= TASK OBJECTIVE =
Quote the data below in full, minus the images.

= MATERIAL PROVIDED =
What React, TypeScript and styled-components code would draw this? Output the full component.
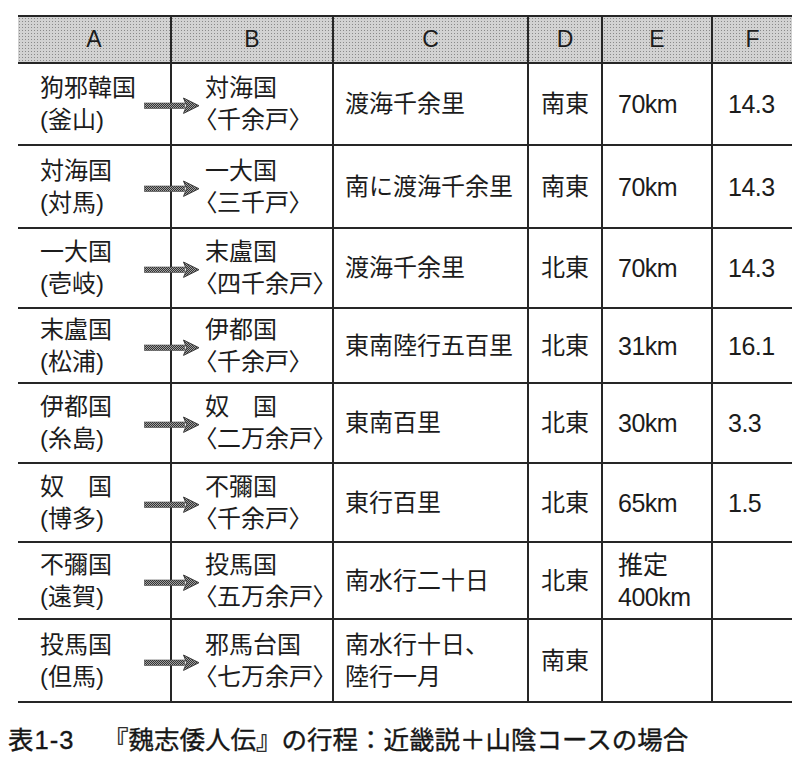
import styled, { createGlobalStyle } from "styled-components";

const GlobalStyle = createGlobalStyle`
  body {
    margin: 0;
    background: #fff;
    color: #1c1c1c;
    font-family: "Liberation Sans", "Noto Sans CJK JP", sans-serif;
  }
`;

const COLS = "152px 162px 195px 74px 110px 81px";

const Page = styled.div`
  width: 800px;
  height: 768px;
  padding-top: 15px;
  box-sizing: border-box;
`;

const Table = styled.div`
  margin-left: 18px;
  width: 774px;
  border-top: 2px solid #262626;
`;

const HeaderRow = styled.div`
  display: grid;
  grid-template-columns: ${COLS};
  height: 47px;
  box-sizing: border-box;
  border-bottom: 2px solid #262626;
  background-color: #d2d2d2;
  background-image: radial-gradient(#8a8a8a 0.75px, transparent 0.85px);
  background-size: 3px 3px;
`;

const HeaderCell = styled.div<{ $first?: boolean }>`
  display: flex;
  align-items: center;
  justify-content: center;
  font-size: 23px;
  border-left: ${({ $first }) => ($first ? "none" : "2px solid #262626")};
`;

const Row = styled.div<{ $h: number }>`
  display: grid;
  grid-template-columns: ${COLS};
  height: ${({ $h }) => $h}px;
  box-sizing: border-box;
  border-bottom: 2px solid #262626;
`;

const Cell = styled.div<{
  $first?: boolean;
  $pad?: number;
  $center?: boolean;
  $size?: number;
}>`
  position: relative;
  display: flex;
  flex-direction: column;
  justify-content: center;
  align-items: ${({ $center }) => ($center ? "center" : "flex-start")};
  padding-left: ${({ $pad }) => $pad ?? 0}px;
  font-size: ${({ $size }) => $size ?? 24}px;
  line-height: 32px;
  white-space: nowrap;
  border-left: ${({ $first }) => ($first ? "none" : "2px solid #262626")};
`;

const Line = styled.span<{ $palt?: boolean }>`
  display: block;
  font-feature-settings: ${({ $palt }) => ($palt ? '"palt"' : "normal")};
`;

const Num = styled.span`
  display: block;
  letter-spacing: -0.5px;
`;

const ArrowBox = styled.svg`
  position: absolute;
  left: -28px;
  top: 50%;
  margin-top: -7px;
  width: 56px;
  height: 17px;
`;

const Caption = styled.div`
  margin: 20px 0 0 8px;
  font-size: 25.5px;
  line-height: 34px;
  font-weight: 400;
  -webkit-text-stroke: 0.35px #161616;
  color: #161616;
  white-space: nowrap;
`;

const CaptionLabel = styled.span`
  letter-spacing: 1px;
  margin-right: 16px;
`;

function Arrow() {
  return (
    <ArrowBox viewBox="0 0 56 17">
      <defs>
        <pattern id="dots" width="2" height="2" patternUnits="userSpaceOnUse">
          <rect width="2" height="2" fill="#a0a0a0" />
          <rect width="1" height="1" fill="#333" />
          <rect x="1" y="1" width="1" height="1" fill="#333" />
        </pattern>
      </defs>
      <rect x="0.5" y="6" width="40" height="5.5" fill="url(#dots)" stroke="#444" strokeWidth="0.6" />
      <polygon points="39.5,1 55,8.7 39.5,16.4 42.5,8.7" fill="url(#dots)" stroke="#333" strokeWidth="0.9" />
    </ArrowBox>
  );
}

type RowData = {
  a: string[];
  b: string[];
  c: string[];
  d: string;
  e: string[];
  f: string;
  h: number;
};

const rows: RowData[] = [
  { a: ["狗邪韓国", "(釜山)"], b: ["対海国", "〈千余戸〉"], c: ["渡海千余里"], d: "南東", e: ["70km"], f: "14.3", h: 82 },
  { a: ["対海国", "(対馬)"], b: ["一大国", "〈三千戸〉"], c: ["南に渡海千余里"], d: "南東", e: ["70km"], f: "14.3", h: 83 },
  { a: ["一大国", "(壱岐)"], b: ["末盧国", "〈四千余戸〉"], c: ["渡海千余里"], d: "北東", e: ["70km"], f: "14.3", h: 80 },
  { a: ["末盧国", "(松浦)"], b: ["伊都国", "〈千余戸〉"], c: ["東南陸行五百里"], d: "北東", e: ["31km"], f: "16.1", h: 75 },
  { a: ["伊都国", "(糸島)"], b: ["奴　国", "〈二万余戸〉"], c: ["東南百里"], d: "北東", e: ["30km"], f: "3.3", h: 80 },
  { a: ["奴　国", "(博多)"], b: ["不彌国", "〈千余戸〉"], c: ["東行百里"], d: "北東", e: ["65km"], f: "1.5", h: 79 },
  { a: ["不彌国", "(遠賀)"], b: ["投馬国", "〈五万余戸〉"], c: ["南水行二十日"], d: "北東", e: ["推定", "400km"], f: "", h: 77 },
  { a: ["投馬国", "(但馬)"], b: ["邪馬台国", "〈七万余戸〉"], c: ["南水行十日、", "陸行一月"], d: "南東", e: [], f: "", h: 83 },
];

const headers = ["A", "B", "C", "D", "E", "F"];

export default function App() {
  return (
    <Page>
      <GlobalStyle />
      <Table>
        <HeaderRow>
          {headers.map((h, i) => (
            <HeaderCell key={h} $first={i === 0}>
              {h}
            </HeaderCell>
          ))}
        </HeaderRow>
        {rows.map((r, i) => (
          <Row key={i} $h={r.h}>
            <Cell $first $pad={22}>
              {r.a.map((t) => (
                <Line key={t}>{t}</Line>
              ))}
            </Cell>
            <Cell $pad={33}>
              <Arrow />
              <Line>{r.b[0]}</Line>
              <Line $palt>{r.b[1]}</Line>
            </Cell>
            <Cell $pad={11}>
              {r.c.map((t) => (
                <Line key={t}>{t}</Line>
              ))}
            </Cell>
            <Cell $center>
              <Line>{r.d}</Line>
            </Cell>
            <Cell $pad={15} $size={25}>
              {r.e.map((t) =>
                /km/.test(t) ? <Num key={t}>{t}</Num> : <Line key={t}>{t}</Line>
              )}
            </Cell>
            <Cell $pad={15} $size={25}>
              <Num>{r.f}</Num>
            </Cell>
          </Row>
        ))}
      </Table>
      <Caption>
        <CaptionLabel>表1-3</CaptionLabel>　『魏志倭人伝』の行程：近畿説＋山陰コースの場合
      </Caption>
    </Page>
  );
}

= WRITTEN RESPONSE =
What React, TypeScript and styled-components code would draw this? Output the full component.
import styled, { createGlobalStyle } from "styled-components";

const GlobalStyle = createGlobalStyle`
  body {
    margin: 0;
    background: #fff;
    color: #1c1c1c;
    font-family: "Liberation Sans", "Noto Sans CJK JP", sans-serif;
  }
`;

const COLS = "152px 162px 195px 74px 110px 81px";

const Page = styled.div`
  width: 800px;
  height: 768px;
  padding-top: 15px;
  box-sizing: border-box;
`;

const Table = styled.div`
  margin-left: 18px;
  width: 774px;
  border-top: 2px solid #262626;
`;

const HeaderRow = styled.div`
  display: grid;
  grid-template-columns: ${COLS};
  height: 47px;
  box-sizing: border-box;
  border-bottom: 2px solid #262626;
  background-color: #d2d2d2;
  background-image: radial-gradient(#8a8a8a 0.75px, transparent 0.85px);
  background-size: 3px 3px;
`;

const HeaderCell = styled.div<{ $first?: boolean }>`
  display: flex;
  align-items: center;
  justify-content: center;
  font-size: 23px;
  border-left: ${({ $first }) => ($first ? "none" : "2px solid #262626")};
`;

const Row = styled.div<{ $h: number }>`
  display: grid;
  grid-template-columns: ${COLS};
  height: ${({ $h }) => $h}px;
  box-sizing: border-box;
  border-bottom: 2px solid #262626;
`;

const Cell = styled.div<{
  $first?: boolean;
  $pad?: number;
  $center?: boolean;
  $size?: number;
}>`
  position: relative;
  display: flex;
  flex-direction: column;
  justify-content: center;
  align-items: ${({ $center }) => ($center ? "center" : "flex-start")};
  padding-left: ${({ $pad }) => $pad ?? 0}px;
  font-size: ${({ $size }) => $size ?? 24}px;
  line-height: 32px;
  white-space: nowrap;
  border-left: ${({ $first }) => ($first ? "none" : "2px solid #262626")};
`;

const Line = styled.span<{ $palt?: boolean }>`
  display: block;
  font-feature-settings: ${({ $palt }) => ($palt ? '"palt"' : "normal")};
`;

const Num = styled.span`
  display: block;
  letter-spacing: -0.5px;
`;

const ArrowBox = styled.svg`
  position: absolute;
  left: -28px;
  top: 50%;
  margin-top: -7px;
  width: 56px;
  height: 17px;
`;

const Caption = styled.div`
  margin: 20px 0 0 8px;
  font-size: 25.5px;
  line-height: 34px;
  font-weight: 400;
  -webkit-text-stroke: 0.35px #161616;
  color: #161616;
  white-space: nowrap;
`;

const CaptionLabel = styled.span`
  letter-spacing: 1px;
  margin-right: 16px;
`;

function Arrow() {
  return (
    <ArrowBox viewBox="0 0 56 17">
      <defs>
        <pattern id="dots" width="2" height="2" patternUnits="userSpaceOnUse">
          <rect width="2" height="2" fill="#a0a0a0" />
          <rect width="1" height="1" fill="#333" />
          <rect x="1" y="1" width="1" height="1" fill="#333" />
        </pattern>
      </defs>
      <rect x="0.5" y="6" width="40" height="5.5" fill="url(#dots)" stroke="#444" strokeWidth="0.6" />
      <polygon points="39.5,1 55,8.7 39.5,16.4 42.5,8.7" fill="url(#dots)" stroke="#333" strokeWidth="0.9" />
    </ArrowBox>
  );
}

type RowData = {
  a: string[];
  b: string[];
  c: string[];
  d: string;
  e: string[];
  f: string;
  h: number;
};

const rows: RowData[] = [
  { a: ["狗邪韓国", "(釜山)"], b: ["対海国", "〈千余戸〉"], c: ["渡海千余里"], d: "南東", e: ["70km"], f: "14.3", h: 82 },
  { a: ["対海国", "(対馬)"], b: ["一大国", "〈三千戸〉"], c: ["南に渡海千余里"], d: "南東", e: ["70km"], f: "14.3", h: 83 },
  { a: ["一大国", "(壱岐)"], b: ["末盧国", "〈四千余戸〉"], c: ["渡海千余里"], d: "北東", e: ["70km"], f: "14.3", h: 80 },
  { a: ["末盧国", "(松浦)"], b: ["伊都国", "〈千余戸〉"], c: ["東南陸行五百里"], d: "北東", e: ["31km"], f: "16.1", h: 75 },
  { a: ["伊都国", "(糸島)"], b: ["奴　国", "〈二万余戸〉"], c: ["東南百里"], d: "北東", e: ["30km"], f: "3.3", h: 80 },
  { a: ["奴　国", "(博多)"], b: ["不彌国", "〈千余戸〉"], c: ["東行百里"], d: "北東", e: ["65km"], f: "1.5", h: 79 },
  { a: ["不彌国", "(遠賀)"], b: ["投馬国", "〈五万余戸〉"], c: ["南水行二十日"], d: "北東", e: ["推定", "400km"], f: "", h: 77 },
  { a: ["投馬国", "(但馬)"], b: ["邪馬台国", "〈七万余戸〉"], c: ["南水行十日、", "陸行一月"], d: "南東", e: [], f: "", h: 83 },
];

const headers = ["A", "B", "C", "D", "E", "F"];

export default function App() {
  return (
    <Page>
      <GlobalStyle />
      <Table>
        <HeaderRow>
          {headers.map((h, i) => (
            <HeaderCell key={h} $first={i === 0}>
              {h}
            </HeaderCell>
          ))}
        </HeaderRow>
        {rows.map((r, i) => (
          <Row key={i} $h={r.h}>
            <Cell $first $pad={22}>
              {r.a.map((t) => (
                <Line key={t}>{t}</Line>
              ))}
            </Cell>
            <Cell $pad={33}>
              <Arrow />
              <Line>{r.b[0]}</Line>
              <Line $palt>{r.b[1]}</Line>
            </Cell>
            <Cell $pad={11}>
              {r.c.map((t) => (
                <Line key={t}>{t}</Line>
              ))}
            </Cell>
            <Cell $center>
              <Line>{r.d}</Line>
            </Cell>
            <Cell $pad={15} $size={25}>
              {r.e.map((t) =>
                /km/.test(t) ? <Num key={t}>{t}</Num> : <Line key={t}>{t}</Line>
              )}
            </Cell>
            <Cell $pad={15} $size={25}>
              <Num>{r.f}</Num>
            </Cell>
          </Row>
        ))}
      </Table>
      <Caption>
        <CaptionLabel>表1-3</CaptionLabel>　『魏志倭人伝』の行程：近畿説＋山陰コースの場合
      </Caption>
    </Page>
  );
}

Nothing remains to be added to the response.